東京都区部のCPIがどこまで全国CPIの先行指標になるかは議論が分かれます。特に、家賃の動向が全国の先行指標になりにくい局面が続いているからです。しかし、全国の10%余りのシェアを有する東京都区部が全国からかけ離れて動くことも想定しづらいわけですから、東京都区部のコアCPIがマイナスを続けることは、それだけ、全国のCPIがマイナスを続ける期間も長くなりそうな気がしないでもありません。原油価格は指標となるWTIで70ドルに近づいているんですが、少なくとも、6月の全国のコアCPIは5ヶ月連続でマイナスを続ける可能性が大きいと考えられます。その先については、私は秋口には全国のコアCPIもプラスに復帰すると予想していたんですが、もう少し先になる可能性も排除出来なくなりました。
しかし、いずれにせよ、4-5月の全国コアCPIが0.1%下落のマイナスで止まっているんですから、ゼロ近傍と称する日銀のストライクゾーンに入っている可能性が高いと考えられます。口の悪い人に言わせれば、ゼロのゴロはいうまでもなく、マイナスのワンバウンドまでストライクなんですから、平均的に考えても、今日のCPIが8月の金融政策決定会合で日銀が利上げを決めるのを止めるほどのインパクトはないと言えます。別の言い方をすれば、今日発表されたCPIの金融政策への影響はニュートラルであったと言えます。

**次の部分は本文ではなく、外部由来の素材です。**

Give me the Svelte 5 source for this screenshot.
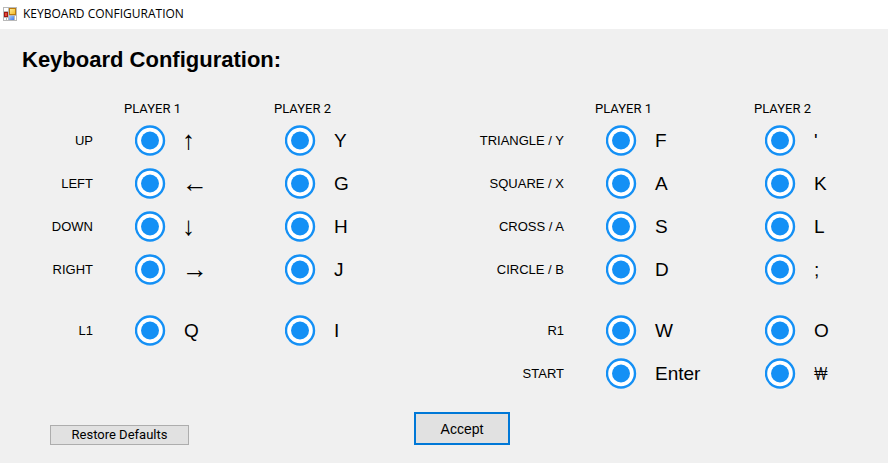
<script>
  const panels = [
    {
      name: 'directions',
      rows: [
        { label: 'UP', keys: ['↑', 'Y'] },
        { label: 'LEFT', keys: ['←', 'G'] },
        { label: 'DOWN', keys: ['↓', 'H'] },
        { label: 'RIGHT', keys: ['→', 'J'] },
        { label: 'L1', keys: ['Q', 'I'], spaced: true }
      ]
    },
    {
      name: 'actions',
      rows: [
        { label: 'TRIANGLE / Y', keys: ['F', "'"] },
        { label: 'SQUARE / X', keys: ['A', 'K'] },
        { label: 'CROSS / A', keys: ['S', 'L'] },
        { label: 'CIRCLE / B', keys: ['D', ';'] },
        { label: 'R1', keys: ['W', 'O'], spaced: true },
        { label: 'START', keys: ['Enter', '₩'] }
      ]
    }
  ];
</script>

<div class="window">
  <header class="titlebar">
    <svg class="app-icon" width="14" height="14" viewBox="0 0 14 14" aria-hidden="true">
      <defs>
        <linearGradient id="gold" x1="0" y1="0" x2="1" y2="1">
          <stop offset="0" stop-color="#fff0a0" />
          <stop offset="1" stop-color="#f2b41c" />
        </linearGradient>
        <linearGradient id="azure" x1="0" y1="0" x2="1" y2="1">
          <stop offset="0" stop-color="#a9ccff" />
          <stop offset="1" stop-color="#3f7be8" />
        </linearGradient>
      </defs>
      <rect width="14" height="14" fill="#b9b9b9" />
      <rect x="1" y="1" width="4" height="3" fill="#fff" />
      <rect x="1" y="11" width="2" height="2" fill="#fff" />
      <rect x="4" y="11" width="1" height="2" fill="#fff" />
      <rect x="12" y="9" width="1" height="4" fill="#fff" />
      <rect x="6.5" y="1.5" width="6" height="6" fill="url(#gold)" stroke="#b87a10" />
      <rect x="1.5" y="5.5" width="3" height="4" fill="#e0493a" stroke="#a31610" />
      <rect x="6" y="9" width="5" height="4" fill="url(#azure)" />
    </svg>
    <span>KEYBOARD CONFIGURATION</span>
  </header>

  <main>
    <h1>Keyboard Configuration:</h1>

    <div class="panels">
      {#each panels as panel}
        <table class={panel.name}>
          <thead>
            <tr>
              <td></td>
              <th scope="col">PLAYER 1</th>
              <th scope="col">PLAYER 2</th>
            </tr>
          </thead>
          <tbody>
            {#each panel.rows as row}
              <tr class:spaced={row.spaced}>
                <th scope="row">{row.label}</th>
                {#each row.keys as key, i}
                  <td>
                    <button class="bind" type="button" aria-label={`Set ${row.label} for player ${i + 1}`}>
                      <svg width="31" height="31" viewBox="0 0 31 31" aria-hidden="true">
                        <circle cx="15" cy="15.5" r="14" fill="#fff" stroke="#1490f5" stroke-width="2.4" />
                        <circle cx="15" cy="15.5" r="9" fill="#1490f5" />
                      </svg>
                    </button>
                    <span class="key" class:arrow={'↑←↓→'.includes(key)} class:won={key === '₩'}>{key}</span>
                  </td>
                {/each}
              </tr>
            {/each}
          </tbody>
        </table>
      {/each}
    </div>

    <footer>
      <button class="restore" type="button">Restore Defaults</button>
      <button class="accept" type="button">Accept</button>
    </footer>
  </main>
</div>

<style>
  :global(body) {
    margin: 0;
    background: #f0f0f0;
  }

  .window {
    min-height: 100vh;
    background: #f0f0f0;
    color: #000;
    font-family: 'Liberation Sans', Arial, sans-serif;
    font-size: 13px;
  }

  .titlebar {
    display: flex;
    align-items: center;
    gap: 6px;
    height: 29px;
    padding: 0 3px 2px;
    box-sizing: border-box;
    background: #fff;
    font-family: 'Open Sans', 'Noto Sans', sans-serif;
    font-size: 12px;
    line-height: 16px;
  }

  .app-icon {
    display: block;
  }

  h1 {
    margin: 0;
    padding: 17px 22px 0;
    font-size: 22px;
    line-height: 28px;
  }

  .panels {
    display: grid;
    grid-template-columns: 471fr 417fr;
    align-items: start;
    padding-top: 27px;
  }

  table,
  thead,
  tbody {
    display: block;
  }

  tr {
    display: grid;
    align-items: center;
  }

  .directions tr {
    grid-template-columns: 135fr 150fr 186fr;
  }

  .actions tr {
    grid-template-columns: 135fr 159fr 123fr;
  }

  th,
  td {
    padding: 0;
    font-weight: normal;
    text-align: left;
    white-space: nowrap;
  }

  thead tr {
    height: 18px;
    align-items: start;
  }

  thead th {
    margin-left: -11px;
    font-family: Roboto, sans-serif;
    font-size: 13px;
    line-height: 16px;
  }

  tbody tr {
    height: 43px;
  }

  tbody .spaced {
    margin-top: 18px;
  }

  tbody th {
    padding: 0 42px 0 0;
    text-align: right;
  }

  tbody td {
    display: flex;
    align-items: center;
    gap: 18px;
  }

  button {
    margin: 0;
    padding: 0;
    color: inherit;
    font-family: inherit;
  }

  .bind {
    display: block;
    flex: none;
    border: 0;
    border-radius: 50%;
    background: none;
    cursor: pointer;
  }

  .bind svg {
    display: block;
  }

  .key {
    font-size: 19px;
    line-height: 24px;
  }

  .arrow {
    margin-left: -2px;
    font-family: 'Liberation Serif', serif;
    font-size: 26px;
  }

  .won {
    font-family: Roboto, sans-serif;
    font-size: 18px;
    font-weight: 300;
  }

  footer {
    display: grid;
    grid-template-columns: 364fr 474fr;
    align-items: end;
    justify-items: start;
    padding: 17px 0 18px 50px;
  }

  .restore {
    width: 139px;
    height: 20px;
    border: 1px solid #adadad;
    background: #e1e1e1;
    font-family: Roboto, sans-serif;
    font-size: 13px;
    line-height: 18px;
  }

  .accept {
    width: 96px;
    height: 33px;
    border: 2px solid #0078d7;
    background: #e1e1e1;
    font-size: 14px;
    line-height: 28px;
  }
</style>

欧州中央銀行 (ECB) は次回理事会で利上げするでしょうし、日銀も8月のお盆明けの金融政策決定会合での利上げが確実視されています。米国の連邦準備制度理事会 (FED) は利上げにせよ、利下げにせよ、年内は動きようがないと見られていますし、世界的に見ても、半年先までの金融政策はベタ凪の状態が続きそうな気がします。夕刊でも報道されていましたが、私を含めた公務員にはボーナスが支給されましたし、知り合いのエコノミストからはまるでパロディのように見える「週末の読み物」なるレポートが送られて来たりしました。昨年も考えましたが、今年もエコノミストの夏休みは長いのかもしれません。